Work to do: Using the listing below, please gather every line containing the word "with".
* BEGIN *
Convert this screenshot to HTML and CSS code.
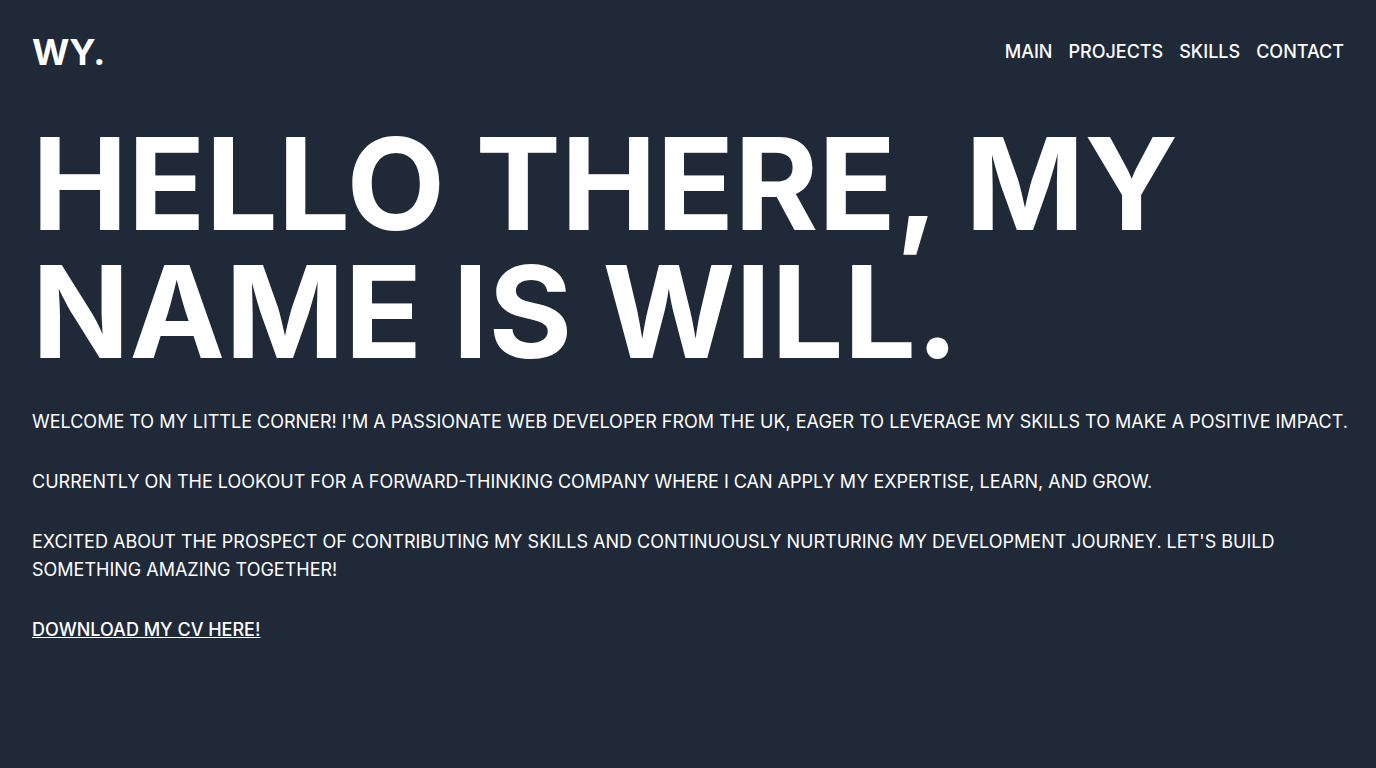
FILE: index.html
```html
<!DOCTYPE html>
<html lang="en">
<head>
<meta charset="utf-8">
<meta name="viewport" content="width=device-width, initial-scale=1">
<title>WY.</title>
<link rel="stylesheet" href="styles.css">
</head>
<body>
<header class="header">
  <a class="logo" href="#main">WY.</a>
  <nav class="nav" aria-label="Primary">
    <a href="#main">MAIN</a>
    <a href="#projects">PROJECTS</a>
    <a href="#skills">SKILLS</a>
    <a href="#contact">CONTACT</a>
  </nav>
</header>
<main class="hero" id="main">
  <h1 class="title">HELLO THERE, MY NAME IS WILL.</h1>
  <div class="intro">
    <p>WELCOME TO MY LITTLE CORNER! I'M A PASSIONATE WEB DEVELOPER FROM THE UK, EAGER TO LEVERAGE MY SKILLS TO MAKE A POSITIVE IMPACT.</p>
    <p>CURRENTLY ON THE LOOKOUT FOR A FORWARD-THINKING COMPANY WHERE I CAN APPLY MY EXPERTISE, LEARN, AND GROW.</p>
    <p>EXCITED ABOUT THE PROSPECT OF CONTRIBUTING MY SKILLS AND CONTINUOUSLY NURTURING MY DEVELOPMENT JOURNEY. LET'S BUILD SOMETHING AMAZING TOGETHER!</p>
    <a class="download" href="#cv">DOWNLOAD MY CV HERE!</a>
  </div>
</main>
</body>
</html>
```
FILE: styles.css
```css
* {
  box-sizing: border-box;
  margin: 0;
}

body {
  min-height: 100vh;
  background: #1f2937;
  color: #fff;
  font-family: Inter, sans-serif;
  font-size: 18px;
  line-height: 28px;
}

a {
  color: inherit;
  text-decoration: none;
}

.header {
  display: flex;
  align-items: center;
  justify-content: space-between;
  padding: 32px;
}

.logo {
  font-size: 36px;
  font-weight: 700;
  line-height: 40px;
}

.nav {
  display: flex;
  flex-wrap: wrap;
  gap: 16px;
  font-weight: 500;
}

.hero {
  padding: 16px 24px 32px 32px;
}

.title {
  font-size: 128px;
  font-weight: 700;
  line-height: 1;
}

.intro {
  display: flex;
  flex-direction: column;
  align-items: flex-start;
  gap: 32px;
  padding-top: 32px;
}

.download {
  font-weight: 500;
  text-decoration: underline;
}
```
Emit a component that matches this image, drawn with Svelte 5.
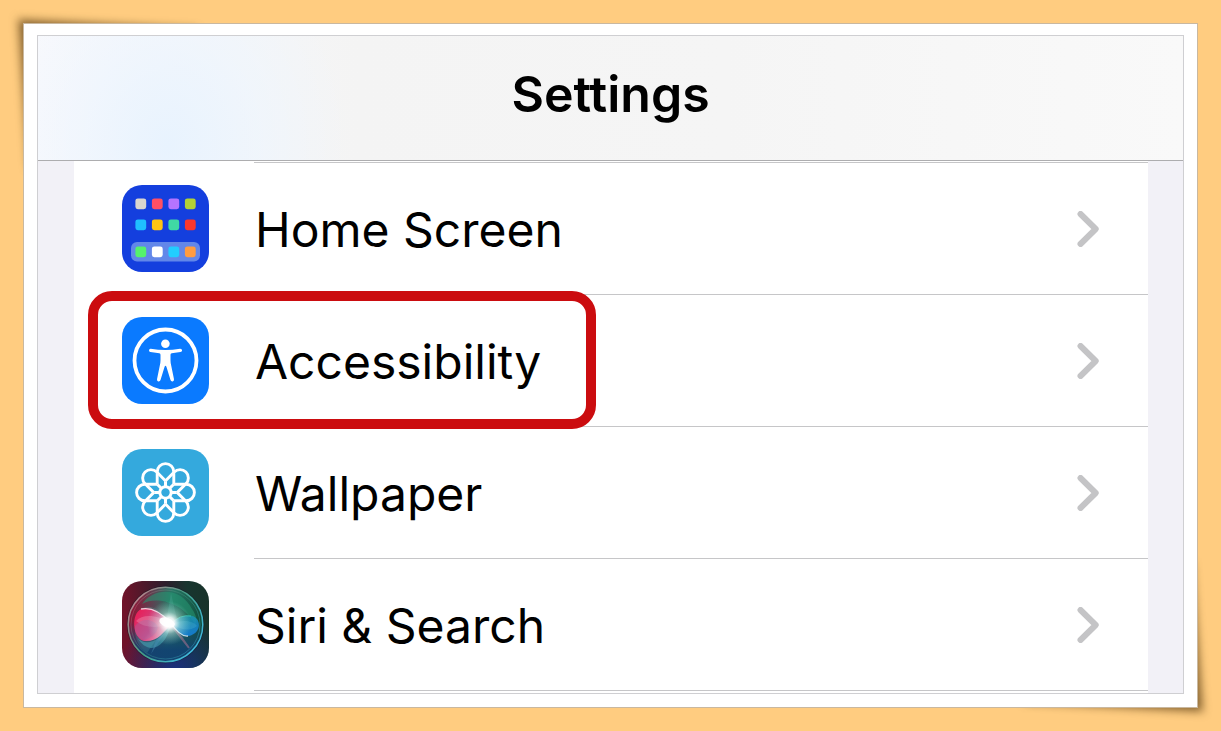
<script lang="ts">
	const apps = [
		{ id: 'home', label: 'Home Screen', highlighted: false },
		{ id: 'accessibility', label: 'Accessibility', highlighted: true },
		{ id: 'wallpaper', label: 'Wallpaper', highlighted: false },
		{ id: 'siri', label: 'Siri & Search', highlighted: false }
	];

	const dots = [
		['#d9d6cf', '#ff4f64', '#b574ff', '#b2d235'],
		['#1fbfff', '#ffc412', '#40d9a4', '#fb372d'],
		['#55f26c', '#ffffff', '#22cdff', '#ff9c40']
	];
	const dotRows = [13.4, 34.4, 61.4];
	const petals = [0, 45, 90, 135, 180, 225, 270, 315];
</script>

<main class="frame">
	<div class="photo">
		<div class="screen">
			<header class="title-bar">
				<h1>Settings</h1>
			</header>
			<nav class="settings" aria-label="Settings">
				<ul class="list">
					{#each apps as app}
						<li>
							<a class="row" class:highlighted={app.highlighted} href={`#${app.id}`}>
								<svg class="icon" viewBox="0 0 87 87" aria-hidden="true">
									{#if app.id === 'home'}
										<rect width="87" height="87" fill="#143fde" />
										<rect x="9" y="57" width="69" height="19.6" rx="6" fill="#6287e9" />
										{#each dots as line, r}
											{#each line as color, c}
												<rect
													x={13.4 + c * 16.5}
													y={dotRows[r]}
													width="10.8"
													height="10.8"
													rx="2.4"
													fill={color}
												/>
											{/each}
										{/each}
									{:else if app.id === 'accessibility'}
										<rect width="87" height="87" fill="#0a7aff" />
										<circle cx="43.5" cy="43.5" r="31" fill="none" stroke="#fff" stroke-width="3.8" />
										<circle cx="43.4" cy="26.7" r="4.3" fill="#fff" />
										<path
											fill="#fff"
											d="M28.7 31.8 Q43.5 34.2 58.1 31.8 Q60 31.7 60.1 33.3 Q60.1 34.7 58.5 35 L49.7 36.3 Q48.5 36.5 48.5 37.8 V43.5 Q48.5 46 49.3 49 L52 62.3 Q52.2 64 50.6 64.4 Q49 64.6 48.5 63 L44.4 49.7 Q43.5 47.6 42.6 49.7 L38.5 63 Q37.9 64.7 36.3 64.4 Q34.8 64 35 62.3 L37.7 49 Q38.5 46 38.5 43.5 V37.8 Q38.5 36.5 37.3 36.3 L28.4 35 Q26.9 34.7 27 33.3 Q27.1 31.7 28.7 31.8 Z"
										/>
									{:else if app.id === 'wallpaper'}
										<rect width="87" height="87" fill="#34a9dd" />
										<g fill="none" stroke="#fff" stroke-width="2.9" stroke-linejoin="round">
											{#each petals as angle}
												<g transform={`rotate(${angle} 43.5 43.5)`}>
													<path d="M35.2 35.4 V22.9 a8.3 8.3 0 0 1 16.6 0 V35.4" />
													<path d="M43.5 38 V32.2" stroke-width="3" />
												</g>
											{/each}
											<circle cx="43.5" cy="43.5" r="5.7" stroke-width="3" />
										</g>
									{:else}
										<defs>
											<linearGradient id="siri-bg" x1="0" y1="0.1" x2="1" y2="0">
												<stop offset="0" stop-color="#701329" />
												<stop offset="0.5" stop-color="#2d1e2c" />
												<stop offset="0.75" stop-color="#18352f" />
												<stop offset="1" stop-color="#183229" />
											</linearGradient>
											<radialGradient id="siri-low" cx="0.6" cy="1.05" r="0.65">
												<stop offset="0" stop-color="#16348a" stop-opacity="0.9" />
												<stop offset="1" stop-color="#16318a" stop-opacity="0" />
											</radialGradient>
											<linearGradient id="siri-orb" x1="0.05" y1="0.4" x2="0.95" y2="0.5">
												<stop offset="0" stop-color="#8c1838" />
												<stop offset="0.3" stop-color="#584653" />
												<stop offset="0.55" stop-color="#267765" />
												<stop offset="1" stop-color="#12513f" />
											</linearGradient>
											<linearGradient id="siri-orb-low" x1="0" y1="0" x2="0" y2="1">
												<stop offset="0.45" stop-color="#154371" stop-opacity="0" />
												<stop offset="0.85" stop-color="#114271" stop-opacity="0.95" />
											</linearGradient>
											<linearGradient id="siri-rim" x1="0" y1="0.1" x2="1" y2="0.8">
												<stop offset="0" stop-color="#d27c8d" />
												<stop offset="0.5" stop-color="#439e86" />
												<stop offset="1" stop-color="#3fbdea" />
											</linearGradient>
											<linearGradient id="siri-pink" x1="0" y1="0" x2="1" y2="0.6">
												<stop offset="0" stop-color="#ed174f" />
												<stop offset="0.6" stop-color="#cf4582" />
												<stop offset="1" stop-color="#f7a8c3" />
											</linearGradient>
											<linearGradient id="siri-blue" x1="0" y1="0" x2="0.4" y2="1">
												<stop offset="0" stop-color="#1e9a9f" />
												<stop offset="1" stop-color="#1583db" />
											</linearGradient>
											<radialGradient id="siri-glow">
												<stop offset="0" stop-color="#fff" />
												<stop offset="0.25" stop-color="#fff" stop-opacity="0.9" />
												<stop offset="0.5" stop-color="#e4fff8" stop-opacity="0.4" />
												<stop offset="1" stop-color="#a8eadd" stop-opacity="0" />
											</radialGradient>
										</defs>
										<rect width="87" height="87" fill="url(#siri-bg)" />
										<rect width="87" height="87" fill="url(#siri-low)" />
										<circle cx="43.5" cy="43.5" r="38.8" fill="#101725" opacity="0.5" />
										<circle cx="43.5" cy="43.5" r="37" fill="url(#siri-orb)" />
										<circle cx="43.5" cy="43.5" r="37" fill="url(#siri-orb-low)" />
										<path d="M20 23 C31 7 58 5 70 28 C75 35 75 40 73 44 C65 26 38 13 20 23 Z" fill="#269873" opacity="0.55" />
										<path d="M13 45 C11 22 36 18 44 42 L49 12 Q53 30 56 43 L43 46 L25 72 C16 66 12 56 13 45 Z" fill="#66bbae" opacity="0.2" />
										<path d="M15 56 C24 68 40 58 49 44 C42 71 24 73 15 56 Z" fill="#48b0bd" opacity="0.5" />
										<path d="M49 43 C41 31 28 25 19 28 C9 33 10 57 22 60 C36 61 42 51 49 43 Z" fill="url(#siri-pink)" />
										<path d="M14 40 C21 32 36 34 48 42 C37 48 22 47 14 40 Z" fill="#f5a2bc" opacity="0.35" />
										<path d="M13 45 C20 36 32 38 36 46 Q34 56 22 59 C15 57 12 50 13 45 Z" fill="#9a6fac" opacity="0.35" />
										<path d="M49 43 C58 34 70 32 75 38 C81 47 72 56 64 55 C57 54 53 48 49 43 Z" fill="url(#siri-blue)" opacity="0.85" />
										<path d="M51 43 C60 38 71 40 75 45 C67 51 58 49 51 43 Z" fill="#68cbe3" opacity="0.2" />
										<path d="M49 44 L67 67 L60 57 Z" fill="#cf7a9b" stroke="#cf7a9b" stroke-width="2" opacity="0.45" />
										<path d="M48 44 L29 73 L34 59 Z" fill="#4b92ba" opacity="0.4" />
										<path d="M19 28 Q33 25 48 41 Q58 56 66 55" fill="none" stroke="#fff" stroke-width="1.3" opacity="0.75" />
										<path d="M49 43 Q58 33 69 35" fill="none" stroke="#36ceb7" stroke-width="0.9" opacity="0.8" />
										<circle cx="47" cy="42" r="22" fill="url(#siri-glow)" />
										<ellipse cx="45" cy="41.5" rx="8" ry="4.6" fill="#fff" transform="rotate(20 45 41.5)" opacity="0.9" />
										<circle cx="43.5" cy="43.5" r="37.3" fill="none" stroke="url(#siri-rim)" stroke-width="1.5" />
										<circle cx="43.5" cy="43.5" r="34.5" fill="none" stroke="url(#siri-rim)" stroke-width="1" opacity="0.35" />
									{/if}
								</svg>
								<span class="label">{app.label}</span>
								<svg class="chevron" viewBox="0 0 22 36" aria-hidden="true">
									<path d="M3.5 3 L18.7 18 L3.5 33" />
								</svg>
							</a>
						</li>
					{/each}
				</ul>
			</nav>
		</div>
	</div>
</main>

<style>
	:global(body) {
		background: #ffcc80;
		font-family: Inter, 'Liberation Sans', sans-serif;
		color: #000;
	}

	.frame {
		position: relative;
		z-index: 0;
		margin: 23px;
	}

	/* lifted corners of the print */
	.frame::before,
	.frame::after {
		content: '';
		position: absolute;
		z-index: -1;
		width: 180px;
		height: 150px;
		background: rgba(60, 35, 0, 0.65);
		filter: blur(5px);
	}

	.frame::before {
		top: 6px;
		left: 6px;
		transform: skew(4deg, 3deg);
		transform-origin: bottom right;
	}

	.frame::after {
		right: 6px;
		bottom: 6px;
		transform: skew(4deg, 3deg);
		transform-origin: top left;
	}

	.photo {
		padding: 11px 13px 13px;
		border: 1px solid #c9b8a0;
		background: #fff;
	}

	.screen {
		border: 1px solid #cfcfd2;
		background: #f2f1f7;
	}

	.title-bar {
		display: flex;
		align-items: center;
		justify-content: center;
		height: 125px;
		padding-bottom: 8px;
		box-sizing: border-box;
		border-bottom: 1px solid #adadaf;
		background:
			radial-gradient(
				ellipse 180px 220px at 130px 110px,
				#e8f3fe,
				rgba(236, 245, 255, 0.6) 50%,
				rgba(245, 245, 245, 0)
			),
			linear-gradient(90deg, #f9f9fc, #f4f4f4 28%, #f5f5f5 60%, #f9f9f9);
	}

	h1 {
		margin: 0;
		font-size: 50px;
		line-height: 60px;
		font-weight: 600;
	}

	.settings {
		margin: 0 35px 0 36px;
		padding: 1px 0 2px;
		background: #fff;
	}

	.list {
		margin: 0;
		padding: 1px 0 0;
		list-style: none;
		background: linear-gradient(#c6c6c8, #c6c6c8) 180px 0 / 100% 1px no-repeat;
	}

	li {
		background: linear-gradient(#c6c6c8, #c6c6c8) 180px 100% / 100% 1px no-repeat;
	}

	.row {
		position: relative;
		display: flex;
		align-items: center;
		height: 132px;
		padding: 0 49px 2px 48px;
		box-sizing: border-box;
		color: inherit;
		text-decoration: none;
	}

	.highlighted::after {
		content: '';
		position: absolute;
		top: -4px;
		left: 14px;
		width: 508px;
		height: 138px;
		box-sizing: border-box;
		border: 10px solid #cb0c0f;
		border-radius: 24px;
	}

	.icon {
		flex: none;
		width: 87px;
		height: 87px;
		border-radius: 20px;
	}

	.label {
		flex: 1;
		margin-left: 46px;
		padding-top: 4px;
		font-size: 48px;
		line-height: 60px;
	}

	.chevron {
		width: 22px;
		height: 36px;
		padding-top: 2px;
		fill: none;
		stroke: #c4c4c6;
		stroke-width: 6;
		stroke-linecap: round;
		stroke-linejoin: round;
	}
</style>
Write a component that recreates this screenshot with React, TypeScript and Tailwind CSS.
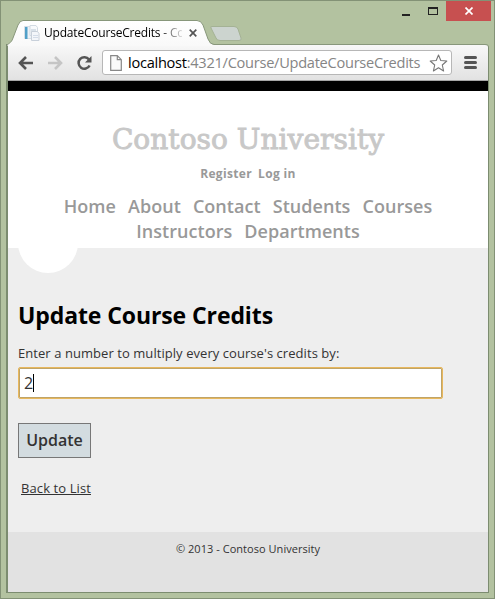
* END *
Exercise answer:
Emit a component that matches this image, drawn with Svelte 5.
Write a component that recreates this screenshot with React, TypeScript and Tailwind CSS.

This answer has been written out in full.